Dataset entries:
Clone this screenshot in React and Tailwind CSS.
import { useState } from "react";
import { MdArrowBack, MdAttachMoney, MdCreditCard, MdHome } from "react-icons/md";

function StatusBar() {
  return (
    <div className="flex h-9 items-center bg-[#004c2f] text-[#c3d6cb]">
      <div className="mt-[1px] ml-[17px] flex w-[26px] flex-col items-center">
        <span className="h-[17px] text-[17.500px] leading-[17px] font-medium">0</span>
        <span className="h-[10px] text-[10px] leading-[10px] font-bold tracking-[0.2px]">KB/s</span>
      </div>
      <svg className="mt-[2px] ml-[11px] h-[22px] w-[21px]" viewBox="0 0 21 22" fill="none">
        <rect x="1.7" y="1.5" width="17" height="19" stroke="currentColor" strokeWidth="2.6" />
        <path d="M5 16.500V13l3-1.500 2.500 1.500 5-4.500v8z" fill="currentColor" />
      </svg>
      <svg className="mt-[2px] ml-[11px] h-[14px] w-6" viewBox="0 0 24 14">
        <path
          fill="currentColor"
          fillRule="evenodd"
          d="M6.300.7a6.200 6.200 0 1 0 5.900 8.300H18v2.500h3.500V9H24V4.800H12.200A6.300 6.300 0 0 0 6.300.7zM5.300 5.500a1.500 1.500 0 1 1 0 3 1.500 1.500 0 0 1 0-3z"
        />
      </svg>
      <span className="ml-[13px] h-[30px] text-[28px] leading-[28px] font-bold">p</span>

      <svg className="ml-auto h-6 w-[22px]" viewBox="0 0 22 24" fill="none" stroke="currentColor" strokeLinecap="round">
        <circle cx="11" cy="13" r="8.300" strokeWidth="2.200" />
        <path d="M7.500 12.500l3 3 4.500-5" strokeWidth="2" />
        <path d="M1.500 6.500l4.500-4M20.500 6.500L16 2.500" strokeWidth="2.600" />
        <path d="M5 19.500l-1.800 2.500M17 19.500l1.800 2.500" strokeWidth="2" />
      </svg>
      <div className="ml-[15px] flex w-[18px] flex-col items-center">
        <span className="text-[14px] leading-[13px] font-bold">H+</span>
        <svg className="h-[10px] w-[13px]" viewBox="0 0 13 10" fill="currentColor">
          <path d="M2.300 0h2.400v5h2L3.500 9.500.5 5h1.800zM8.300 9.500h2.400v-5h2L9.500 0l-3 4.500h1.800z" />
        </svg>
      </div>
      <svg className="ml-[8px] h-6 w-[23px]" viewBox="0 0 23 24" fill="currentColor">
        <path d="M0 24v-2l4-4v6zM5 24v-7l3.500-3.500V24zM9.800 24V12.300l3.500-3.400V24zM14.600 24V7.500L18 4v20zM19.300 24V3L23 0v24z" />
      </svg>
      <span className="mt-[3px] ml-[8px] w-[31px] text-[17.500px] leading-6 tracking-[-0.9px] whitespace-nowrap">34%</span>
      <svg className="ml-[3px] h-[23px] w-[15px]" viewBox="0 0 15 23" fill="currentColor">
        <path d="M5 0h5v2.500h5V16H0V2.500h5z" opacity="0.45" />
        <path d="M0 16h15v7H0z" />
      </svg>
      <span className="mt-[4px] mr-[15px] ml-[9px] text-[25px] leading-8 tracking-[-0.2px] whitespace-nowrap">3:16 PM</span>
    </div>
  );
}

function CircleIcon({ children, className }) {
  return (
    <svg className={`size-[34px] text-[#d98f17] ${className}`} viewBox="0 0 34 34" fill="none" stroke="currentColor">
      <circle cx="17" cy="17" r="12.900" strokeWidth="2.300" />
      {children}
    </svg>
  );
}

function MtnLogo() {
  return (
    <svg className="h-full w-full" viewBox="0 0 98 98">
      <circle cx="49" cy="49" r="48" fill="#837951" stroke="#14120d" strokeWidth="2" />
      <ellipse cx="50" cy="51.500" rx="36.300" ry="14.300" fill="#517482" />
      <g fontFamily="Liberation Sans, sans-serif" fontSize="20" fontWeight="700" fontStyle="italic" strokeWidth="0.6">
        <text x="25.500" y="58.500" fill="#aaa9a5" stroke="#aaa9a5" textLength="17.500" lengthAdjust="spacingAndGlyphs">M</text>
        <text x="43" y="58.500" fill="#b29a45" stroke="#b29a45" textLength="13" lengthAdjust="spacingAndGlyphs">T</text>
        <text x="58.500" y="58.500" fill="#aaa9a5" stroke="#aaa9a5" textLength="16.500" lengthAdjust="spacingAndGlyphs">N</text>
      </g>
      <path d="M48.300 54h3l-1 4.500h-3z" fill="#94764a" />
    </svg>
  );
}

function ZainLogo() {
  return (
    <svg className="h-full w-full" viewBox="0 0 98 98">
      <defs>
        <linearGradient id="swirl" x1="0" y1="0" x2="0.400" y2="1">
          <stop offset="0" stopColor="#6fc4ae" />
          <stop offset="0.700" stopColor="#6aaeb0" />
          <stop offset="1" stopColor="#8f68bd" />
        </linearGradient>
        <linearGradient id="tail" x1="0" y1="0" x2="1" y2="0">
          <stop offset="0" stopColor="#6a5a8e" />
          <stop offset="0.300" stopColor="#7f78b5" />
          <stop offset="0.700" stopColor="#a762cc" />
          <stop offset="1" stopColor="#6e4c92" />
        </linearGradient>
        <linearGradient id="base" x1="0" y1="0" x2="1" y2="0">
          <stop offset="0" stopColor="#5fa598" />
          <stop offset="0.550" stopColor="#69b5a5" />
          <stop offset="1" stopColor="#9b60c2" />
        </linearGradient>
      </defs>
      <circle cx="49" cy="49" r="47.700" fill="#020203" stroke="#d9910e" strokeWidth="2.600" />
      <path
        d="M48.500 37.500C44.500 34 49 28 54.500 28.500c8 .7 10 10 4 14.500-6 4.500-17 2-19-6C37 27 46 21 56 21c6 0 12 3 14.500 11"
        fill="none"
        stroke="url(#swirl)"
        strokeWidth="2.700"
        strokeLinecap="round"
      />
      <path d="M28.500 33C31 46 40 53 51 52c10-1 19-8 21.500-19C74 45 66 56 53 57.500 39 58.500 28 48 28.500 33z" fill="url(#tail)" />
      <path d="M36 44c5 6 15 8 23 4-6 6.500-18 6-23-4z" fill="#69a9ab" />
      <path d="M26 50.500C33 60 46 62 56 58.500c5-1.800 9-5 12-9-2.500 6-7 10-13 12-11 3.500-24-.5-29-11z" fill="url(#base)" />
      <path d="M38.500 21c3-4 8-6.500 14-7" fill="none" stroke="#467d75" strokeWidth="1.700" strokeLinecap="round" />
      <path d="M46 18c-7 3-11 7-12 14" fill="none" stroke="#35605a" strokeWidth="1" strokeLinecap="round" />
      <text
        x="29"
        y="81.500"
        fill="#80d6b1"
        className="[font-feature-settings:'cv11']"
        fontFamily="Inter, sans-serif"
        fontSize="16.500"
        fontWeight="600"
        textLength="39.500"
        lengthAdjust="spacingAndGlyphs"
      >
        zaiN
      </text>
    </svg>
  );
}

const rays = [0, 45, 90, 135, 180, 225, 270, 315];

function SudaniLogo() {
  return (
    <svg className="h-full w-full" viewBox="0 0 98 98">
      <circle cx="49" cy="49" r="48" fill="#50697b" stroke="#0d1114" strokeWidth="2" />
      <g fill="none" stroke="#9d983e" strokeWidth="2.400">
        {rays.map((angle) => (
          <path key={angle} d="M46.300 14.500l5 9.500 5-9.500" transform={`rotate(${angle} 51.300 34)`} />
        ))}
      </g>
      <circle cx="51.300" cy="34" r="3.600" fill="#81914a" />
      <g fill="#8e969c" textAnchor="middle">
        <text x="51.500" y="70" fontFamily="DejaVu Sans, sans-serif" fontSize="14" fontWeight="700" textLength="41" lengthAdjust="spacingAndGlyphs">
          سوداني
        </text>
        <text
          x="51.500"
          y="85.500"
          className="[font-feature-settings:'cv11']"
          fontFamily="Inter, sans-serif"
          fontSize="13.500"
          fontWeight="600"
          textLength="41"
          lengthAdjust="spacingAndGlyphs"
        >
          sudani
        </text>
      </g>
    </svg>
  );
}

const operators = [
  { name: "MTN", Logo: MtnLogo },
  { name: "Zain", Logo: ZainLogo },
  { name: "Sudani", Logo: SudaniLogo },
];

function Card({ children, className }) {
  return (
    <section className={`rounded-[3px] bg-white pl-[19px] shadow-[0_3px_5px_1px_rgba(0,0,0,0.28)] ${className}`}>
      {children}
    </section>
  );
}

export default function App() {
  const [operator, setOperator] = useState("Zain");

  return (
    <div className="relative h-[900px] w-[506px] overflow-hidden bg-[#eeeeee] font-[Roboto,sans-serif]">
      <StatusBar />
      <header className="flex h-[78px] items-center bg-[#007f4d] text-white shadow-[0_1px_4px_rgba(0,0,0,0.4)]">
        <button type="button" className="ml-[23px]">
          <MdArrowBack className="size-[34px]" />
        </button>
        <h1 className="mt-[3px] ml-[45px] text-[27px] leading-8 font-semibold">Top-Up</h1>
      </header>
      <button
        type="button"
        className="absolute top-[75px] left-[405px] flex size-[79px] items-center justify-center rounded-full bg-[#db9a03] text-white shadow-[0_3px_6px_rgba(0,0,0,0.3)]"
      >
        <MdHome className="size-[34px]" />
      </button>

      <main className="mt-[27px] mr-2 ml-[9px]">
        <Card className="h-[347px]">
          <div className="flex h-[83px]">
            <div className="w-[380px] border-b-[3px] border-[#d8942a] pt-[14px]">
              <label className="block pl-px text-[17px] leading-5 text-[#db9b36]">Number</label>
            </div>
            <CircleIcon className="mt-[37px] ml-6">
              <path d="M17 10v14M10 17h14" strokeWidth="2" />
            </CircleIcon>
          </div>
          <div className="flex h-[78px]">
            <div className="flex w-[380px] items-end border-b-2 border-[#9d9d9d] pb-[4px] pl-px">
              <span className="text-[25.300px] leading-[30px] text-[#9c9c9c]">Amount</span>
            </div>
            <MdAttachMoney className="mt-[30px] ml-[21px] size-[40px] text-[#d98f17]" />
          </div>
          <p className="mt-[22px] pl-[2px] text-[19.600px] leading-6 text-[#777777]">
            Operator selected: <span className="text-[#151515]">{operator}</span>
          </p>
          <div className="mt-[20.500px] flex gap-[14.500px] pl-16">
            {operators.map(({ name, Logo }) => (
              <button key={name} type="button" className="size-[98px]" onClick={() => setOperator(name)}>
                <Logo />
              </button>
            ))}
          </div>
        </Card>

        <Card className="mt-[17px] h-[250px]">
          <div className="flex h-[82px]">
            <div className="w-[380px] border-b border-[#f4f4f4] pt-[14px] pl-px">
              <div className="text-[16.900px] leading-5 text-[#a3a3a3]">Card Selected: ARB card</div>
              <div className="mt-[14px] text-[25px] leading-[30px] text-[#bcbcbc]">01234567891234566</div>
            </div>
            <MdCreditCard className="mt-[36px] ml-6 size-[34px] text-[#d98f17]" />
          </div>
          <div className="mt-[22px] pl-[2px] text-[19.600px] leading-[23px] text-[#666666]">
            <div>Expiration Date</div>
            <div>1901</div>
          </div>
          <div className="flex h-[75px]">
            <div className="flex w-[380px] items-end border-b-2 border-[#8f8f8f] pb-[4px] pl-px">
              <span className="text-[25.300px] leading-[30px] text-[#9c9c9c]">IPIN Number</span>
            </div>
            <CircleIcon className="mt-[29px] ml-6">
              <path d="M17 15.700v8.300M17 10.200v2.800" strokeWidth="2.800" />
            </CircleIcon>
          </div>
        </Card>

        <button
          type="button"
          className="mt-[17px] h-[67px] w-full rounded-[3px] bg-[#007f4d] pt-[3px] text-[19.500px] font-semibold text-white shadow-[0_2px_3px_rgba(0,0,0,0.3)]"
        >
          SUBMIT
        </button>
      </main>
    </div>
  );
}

* * *

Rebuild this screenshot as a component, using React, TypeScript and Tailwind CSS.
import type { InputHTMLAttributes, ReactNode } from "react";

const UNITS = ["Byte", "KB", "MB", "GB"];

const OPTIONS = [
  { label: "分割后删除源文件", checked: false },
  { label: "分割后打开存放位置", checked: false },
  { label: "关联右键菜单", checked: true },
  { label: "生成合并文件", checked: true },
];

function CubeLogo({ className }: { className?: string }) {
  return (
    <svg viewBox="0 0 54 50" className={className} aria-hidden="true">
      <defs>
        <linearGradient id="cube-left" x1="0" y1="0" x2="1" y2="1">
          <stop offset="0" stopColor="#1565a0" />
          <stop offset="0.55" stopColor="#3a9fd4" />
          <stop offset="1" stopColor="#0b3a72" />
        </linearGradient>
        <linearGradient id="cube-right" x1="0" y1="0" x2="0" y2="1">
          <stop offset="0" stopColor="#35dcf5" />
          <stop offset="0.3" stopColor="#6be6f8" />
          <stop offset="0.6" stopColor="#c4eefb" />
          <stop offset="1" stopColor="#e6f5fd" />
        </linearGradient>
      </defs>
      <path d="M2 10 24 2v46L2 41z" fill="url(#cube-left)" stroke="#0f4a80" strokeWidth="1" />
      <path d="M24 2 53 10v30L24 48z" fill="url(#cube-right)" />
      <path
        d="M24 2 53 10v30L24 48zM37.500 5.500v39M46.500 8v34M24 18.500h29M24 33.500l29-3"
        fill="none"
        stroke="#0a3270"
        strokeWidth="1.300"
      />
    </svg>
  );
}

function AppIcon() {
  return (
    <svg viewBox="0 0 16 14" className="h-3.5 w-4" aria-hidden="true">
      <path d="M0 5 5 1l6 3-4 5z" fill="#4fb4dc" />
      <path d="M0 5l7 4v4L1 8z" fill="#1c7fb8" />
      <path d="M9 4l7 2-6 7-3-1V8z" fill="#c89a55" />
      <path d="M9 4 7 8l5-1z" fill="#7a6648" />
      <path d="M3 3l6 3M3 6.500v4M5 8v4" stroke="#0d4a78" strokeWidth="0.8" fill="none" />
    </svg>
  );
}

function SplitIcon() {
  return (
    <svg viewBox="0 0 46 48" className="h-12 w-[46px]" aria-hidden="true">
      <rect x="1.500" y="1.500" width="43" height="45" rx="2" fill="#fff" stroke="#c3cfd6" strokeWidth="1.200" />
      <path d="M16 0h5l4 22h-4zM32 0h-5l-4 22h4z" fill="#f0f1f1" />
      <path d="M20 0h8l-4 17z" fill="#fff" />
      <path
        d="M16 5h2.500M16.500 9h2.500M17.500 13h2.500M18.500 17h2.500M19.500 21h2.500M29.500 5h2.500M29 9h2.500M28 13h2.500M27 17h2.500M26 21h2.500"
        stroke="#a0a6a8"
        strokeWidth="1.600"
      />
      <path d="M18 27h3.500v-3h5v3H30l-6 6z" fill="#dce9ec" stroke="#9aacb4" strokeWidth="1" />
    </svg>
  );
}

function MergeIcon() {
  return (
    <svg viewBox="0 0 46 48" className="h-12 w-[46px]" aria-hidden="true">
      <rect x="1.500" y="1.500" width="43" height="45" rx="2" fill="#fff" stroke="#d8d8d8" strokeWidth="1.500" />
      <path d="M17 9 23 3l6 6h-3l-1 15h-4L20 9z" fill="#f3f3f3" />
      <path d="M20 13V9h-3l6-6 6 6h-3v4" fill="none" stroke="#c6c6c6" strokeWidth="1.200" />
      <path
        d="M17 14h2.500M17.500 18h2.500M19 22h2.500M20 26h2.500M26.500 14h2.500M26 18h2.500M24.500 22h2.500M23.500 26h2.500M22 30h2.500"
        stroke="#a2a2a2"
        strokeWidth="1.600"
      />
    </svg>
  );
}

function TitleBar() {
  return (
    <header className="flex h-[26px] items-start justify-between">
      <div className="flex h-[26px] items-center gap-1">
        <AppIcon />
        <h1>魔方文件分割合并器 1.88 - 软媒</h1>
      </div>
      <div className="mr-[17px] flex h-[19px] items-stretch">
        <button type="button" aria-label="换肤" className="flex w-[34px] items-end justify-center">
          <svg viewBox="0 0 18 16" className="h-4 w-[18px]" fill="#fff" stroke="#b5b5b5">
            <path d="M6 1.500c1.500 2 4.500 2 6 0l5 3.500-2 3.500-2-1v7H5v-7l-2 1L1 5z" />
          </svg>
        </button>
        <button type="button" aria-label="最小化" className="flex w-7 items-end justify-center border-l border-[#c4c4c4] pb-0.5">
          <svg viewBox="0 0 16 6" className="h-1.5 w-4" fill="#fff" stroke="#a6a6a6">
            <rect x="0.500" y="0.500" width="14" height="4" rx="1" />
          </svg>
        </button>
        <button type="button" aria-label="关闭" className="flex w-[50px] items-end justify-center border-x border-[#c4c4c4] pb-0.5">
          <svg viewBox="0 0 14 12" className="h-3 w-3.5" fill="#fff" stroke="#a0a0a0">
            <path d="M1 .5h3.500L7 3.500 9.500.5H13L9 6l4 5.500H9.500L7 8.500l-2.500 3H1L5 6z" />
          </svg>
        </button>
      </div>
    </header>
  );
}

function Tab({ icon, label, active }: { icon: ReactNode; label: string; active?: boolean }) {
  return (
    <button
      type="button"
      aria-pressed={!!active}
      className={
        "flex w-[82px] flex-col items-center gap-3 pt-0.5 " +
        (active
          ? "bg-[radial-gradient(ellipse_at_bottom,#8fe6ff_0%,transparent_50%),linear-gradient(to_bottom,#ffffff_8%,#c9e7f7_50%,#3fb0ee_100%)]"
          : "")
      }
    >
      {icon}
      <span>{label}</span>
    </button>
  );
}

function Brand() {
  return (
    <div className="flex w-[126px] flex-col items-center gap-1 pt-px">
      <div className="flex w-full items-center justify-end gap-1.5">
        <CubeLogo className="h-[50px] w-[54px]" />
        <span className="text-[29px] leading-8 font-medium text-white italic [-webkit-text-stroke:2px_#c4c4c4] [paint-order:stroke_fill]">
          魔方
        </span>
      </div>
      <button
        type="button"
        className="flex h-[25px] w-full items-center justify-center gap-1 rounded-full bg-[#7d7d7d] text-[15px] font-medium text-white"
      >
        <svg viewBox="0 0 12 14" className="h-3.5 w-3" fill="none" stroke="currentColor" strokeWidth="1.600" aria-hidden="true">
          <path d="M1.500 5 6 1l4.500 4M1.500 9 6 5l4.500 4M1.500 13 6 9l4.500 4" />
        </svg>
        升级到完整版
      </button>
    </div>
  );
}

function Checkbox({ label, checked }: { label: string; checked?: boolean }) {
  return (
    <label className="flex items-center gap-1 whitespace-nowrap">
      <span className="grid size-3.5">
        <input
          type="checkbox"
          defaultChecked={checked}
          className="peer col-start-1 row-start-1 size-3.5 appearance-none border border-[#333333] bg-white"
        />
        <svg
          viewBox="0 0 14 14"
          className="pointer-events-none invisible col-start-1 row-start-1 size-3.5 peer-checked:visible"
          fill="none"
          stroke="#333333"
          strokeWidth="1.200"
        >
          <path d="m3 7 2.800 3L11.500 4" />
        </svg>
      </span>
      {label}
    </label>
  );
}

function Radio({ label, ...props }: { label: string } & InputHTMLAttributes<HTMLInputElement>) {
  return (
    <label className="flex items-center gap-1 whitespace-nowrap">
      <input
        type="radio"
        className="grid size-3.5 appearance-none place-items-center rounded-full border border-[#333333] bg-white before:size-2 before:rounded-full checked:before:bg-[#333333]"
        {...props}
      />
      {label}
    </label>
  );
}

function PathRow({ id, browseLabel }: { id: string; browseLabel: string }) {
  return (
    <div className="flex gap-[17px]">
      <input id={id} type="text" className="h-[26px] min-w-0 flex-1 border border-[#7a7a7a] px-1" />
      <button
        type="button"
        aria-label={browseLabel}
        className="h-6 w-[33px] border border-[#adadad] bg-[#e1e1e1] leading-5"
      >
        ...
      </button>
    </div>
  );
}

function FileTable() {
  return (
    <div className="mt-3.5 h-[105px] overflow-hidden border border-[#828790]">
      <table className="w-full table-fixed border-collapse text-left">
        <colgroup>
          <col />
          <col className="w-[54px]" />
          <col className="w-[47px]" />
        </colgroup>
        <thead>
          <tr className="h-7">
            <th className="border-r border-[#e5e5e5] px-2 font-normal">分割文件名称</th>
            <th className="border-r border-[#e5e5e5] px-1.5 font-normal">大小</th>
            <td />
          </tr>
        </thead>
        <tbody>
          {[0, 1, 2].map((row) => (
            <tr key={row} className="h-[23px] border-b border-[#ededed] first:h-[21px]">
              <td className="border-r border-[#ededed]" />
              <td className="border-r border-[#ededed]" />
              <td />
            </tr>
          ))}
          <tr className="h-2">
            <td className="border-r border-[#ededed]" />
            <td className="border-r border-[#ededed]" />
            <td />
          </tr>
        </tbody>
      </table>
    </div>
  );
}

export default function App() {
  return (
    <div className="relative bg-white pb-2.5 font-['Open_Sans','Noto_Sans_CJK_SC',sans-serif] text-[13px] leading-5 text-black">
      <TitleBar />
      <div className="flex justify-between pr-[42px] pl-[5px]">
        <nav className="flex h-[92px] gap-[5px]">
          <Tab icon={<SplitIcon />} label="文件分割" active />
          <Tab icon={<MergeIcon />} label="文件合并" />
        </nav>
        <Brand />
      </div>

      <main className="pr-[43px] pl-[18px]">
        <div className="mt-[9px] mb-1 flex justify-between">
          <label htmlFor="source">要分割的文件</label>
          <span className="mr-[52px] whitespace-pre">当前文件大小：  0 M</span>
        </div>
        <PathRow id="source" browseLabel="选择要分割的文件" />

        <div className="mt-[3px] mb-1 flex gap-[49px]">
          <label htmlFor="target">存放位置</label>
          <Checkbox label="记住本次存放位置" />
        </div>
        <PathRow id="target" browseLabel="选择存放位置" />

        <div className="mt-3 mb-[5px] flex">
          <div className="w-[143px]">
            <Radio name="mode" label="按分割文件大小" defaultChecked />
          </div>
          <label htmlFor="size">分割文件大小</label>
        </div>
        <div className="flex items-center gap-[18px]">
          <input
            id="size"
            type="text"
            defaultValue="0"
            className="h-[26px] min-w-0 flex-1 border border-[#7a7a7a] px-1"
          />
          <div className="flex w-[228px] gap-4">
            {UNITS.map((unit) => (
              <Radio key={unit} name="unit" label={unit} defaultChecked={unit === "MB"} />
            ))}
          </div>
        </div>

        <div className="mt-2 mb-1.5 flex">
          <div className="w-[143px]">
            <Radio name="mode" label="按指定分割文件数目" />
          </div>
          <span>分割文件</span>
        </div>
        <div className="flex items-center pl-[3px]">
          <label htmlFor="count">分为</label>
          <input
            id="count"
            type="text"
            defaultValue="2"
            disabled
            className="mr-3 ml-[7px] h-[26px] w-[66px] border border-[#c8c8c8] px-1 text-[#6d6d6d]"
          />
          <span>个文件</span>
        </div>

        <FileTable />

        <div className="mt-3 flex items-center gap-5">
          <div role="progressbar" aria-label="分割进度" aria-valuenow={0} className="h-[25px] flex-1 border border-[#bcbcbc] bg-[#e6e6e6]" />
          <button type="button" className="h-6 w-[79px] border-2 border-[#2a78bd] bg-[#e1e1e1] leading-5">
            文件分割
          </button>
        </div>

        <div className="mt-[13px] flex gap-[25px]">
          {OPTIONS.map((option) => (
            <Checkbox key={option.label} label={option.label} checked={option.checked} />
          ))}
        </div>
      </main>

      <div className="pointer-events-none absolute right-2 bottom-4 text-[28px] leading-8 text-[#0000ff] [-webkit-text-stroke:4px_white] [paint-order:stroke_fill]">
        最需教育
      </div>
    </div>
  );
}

→ Task prompt:
In the listing above, find the line containing "Clone this screenshot" and the line containing "MdAttachMoney, MdCreditCard, MdHome", then quote both, plus every line between them, exactly as written.

→ Output of the task:
Clone this screenshot in React and Tailwind CSS.
import { useState } from "react";
import { MdArrowBack, MdAttachMoney, MdCreditCard, MdHome } from "react-icons/md";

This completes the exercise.